Discussion in 'Index Futures' started by brad1970, Sep 17, 2002.

  1. brad1970


    Thanks for everyone providing help on my Pivot Points question.

    Next question. Is there anyone that uses point and figure charts to determine S&R, Trends, and overall Supply and Demand, along with traditional candlestick charts?

  2. I use PnF, but not candelsticks.

    I'm fairly new to short term trading and although i trade a little now, i'm still in the process of determining my exact "sytem" for what siganls i will take, and where my entry points should be.
  3. Brad, somewhere on this link is a study from Purdue University stating 80% hit rate with point and figure. If you find it and read it let me know.


    Blew up my own personal Corn account back when, trading point and figure, so it has been around a long time. Like the guy told me, "Now this is going to be very stressful. It's going to take a commitment."
  4. In my opinion, P&F is very good for less volatile stocks, not for the Nasdaq bunch. I mostly use it to identify support and resistance for a mid / long term swing, as well as calculating targets, however, it's a bit harder in a sideway market.

    Cheers !!! :)
  5. That Purdue study is no longer valid.

    Here's an excerpt written by Michael Burke of Chartcraft, the authority on Point and Figure.

    The full article is available at http://www.chartcraft.com under "Blast from the Past" in the stocks section and I highly recommend it.

    "Triple Tops, Triple Bottoms and Bull and Bear Traps

    Darvas formulated a system called "boxes" in which he "charted" the consolidation patterns of stocks making new highs.

    His basic plan was to buy stocks with stop losses below the consolidation level. This was all very much like Point and Figure charting. His greatest success in the late 1950's came with spectacular up moves in stocks like those already mentioned: Thiokol, which, along with the space and technology sectors, rose on the launch of Sputnik by the Russians; and E L Bruce which soared when the short sellers were "cornered". These huge successes came about largely because he rode these big winners until he was stopped out.

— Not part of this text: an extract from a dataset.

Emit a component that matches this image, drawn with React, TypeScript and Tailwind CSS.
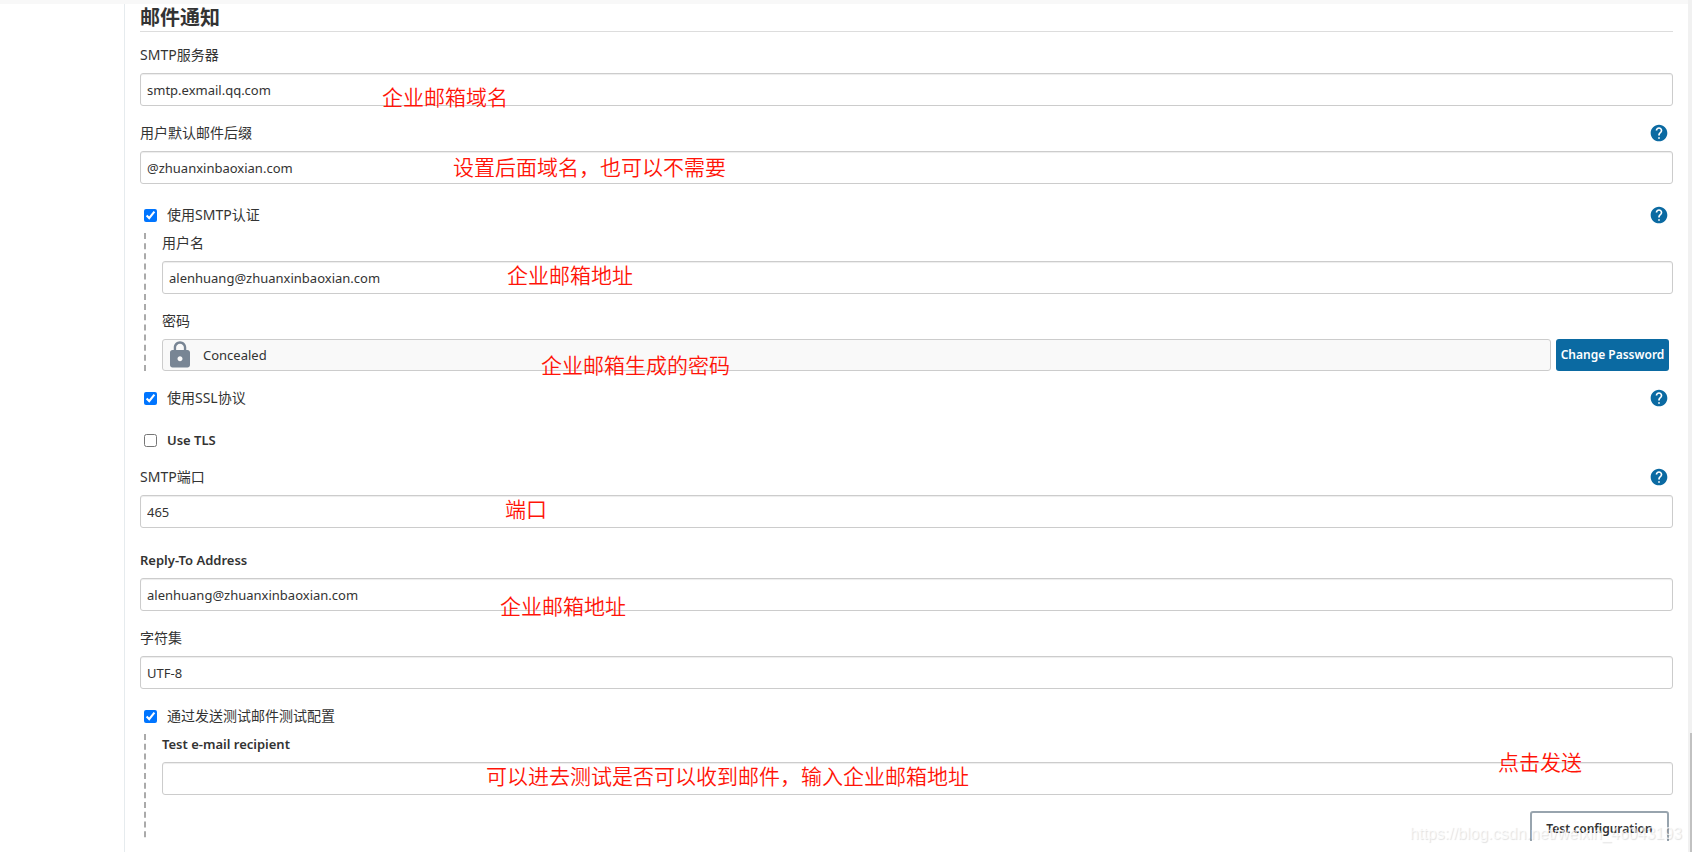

    Two things happened after that. The first was that people started to use stop losses and to use Buy Stop Orders to buy, creating a system where a lot of people were willing to buy higher on the upside breakout and sell lower on the downside breakout a la Darvas. The second was that during the 1950's the volume of trading began its inexorable shift from individuals to institutions.

    A study, 'Profits and Profitability', was made about the trading done in the late 1950's and early 1960's by Professor Robert Earl Davis of Purdue University. In this book, Davis attempted to measure the reliability of different signals on Point and Figure charts. His conclusions were that Triple Top breakouts in Bull Markets were profitable 87.9% of the time for an average gain of 28.7% in 6.8 months and Triple Bottom breakouts were profitable 93.5% of the time in Bear Markets for an average gain of 23.0% in just 3.4 months. These statistics were published in A.W. Cohen's book 'How to use the Three Point Reversal Method of Point and Figure Trading' from the late 1960's and again in Tom Dorsey's 1995 book 'Point and Figure Charting'.

    Although I do believe that Triple Tops and Triple Bottom formations were reliable overall I always believed that these statistics were way out of line because, if they were right, it wouldn't take long for anyone just using Triple Top and Triple Bottom breakouts to become one of the wealthiest people in the country. Davis's claims were later discredited.

    When individuals did most of the trading it was not likely that many of them were in cahoots with the specialists. As institutions moved to the forefront, this was less likely and would lead to growth of the Bull Traps and the Bear Traps. Gradually the specialists and the institutions began to gang up on the Triple Top buyers and the Triple Bottom sellers. On reflection this is not a surprise when you think about it. If you and I are playing a game and I am always telling you my next move, but you are always telling me your next two moves, who do you think would win?

    So then Darvas' book "How I made $2 Million in the Market" vastly increased the popularity of stop losses and, coupled with a shift to institutions doing more and more of the trading, worked against the effectiveness of Triple Top and Triple Bottom breakouts, two of the most popular and obvious places for stop losses.

    The rationale behind a Triple Top breakout was that a stock would rally to a certain level, say $40, pull back to say $37, rally again up to $40, pull back again to $37 and then move up once more and break the three tops at $41. Behind this was the assumption that at the first highs at $40 the supply overcame the demand and the stock pulled back. On the third try the assumption was that demand had now overcome supply as the stock broke to new highs.

    In the changed world, however, the large sellers, with probable help from specialists, were aware that there were a lot orders to buy on stop at $41 from a combination of people who wanted to buy at that breakout level and from short sellers wanting to cut their losses. Thus, it was to the seller's advantage to hold back on their sales until $41 was hit where there was a lot of demand for the stock. When the stock "ran out of gas" at $41 and pulled back to $38, the Bull Trap was in place, demand did not overcome supply, the sellers just held back knowing they would get a higher price for the stock they wanted to sell.

    The same thing is true on the downside as Triple Bottoms are logical places for sellers to keep their stop losses and for short sellers to initiate their trades. The immediate upward reversal from the downside breakout level now becomes a Bear Trap to the detriment of those with their sell stops at the obvious levels.
  6. thanks big j, maybe that's why the only thing that ever works for me is something different.

    I'm about ready to start system rotational trading. That's where you divide all systems into 5 sectors. You trade the worst performing system until it becomes the best performing system and then you switch back to the worst performing system.

    Hey, if point and figure is discredited, that means it should probably start working pretty well pretty soon.
  7. Not Point and Figure, just a 93% sucess rate because a stock was hit a triple bottom during a bear market. That type of sucess rate is what is no longer valid.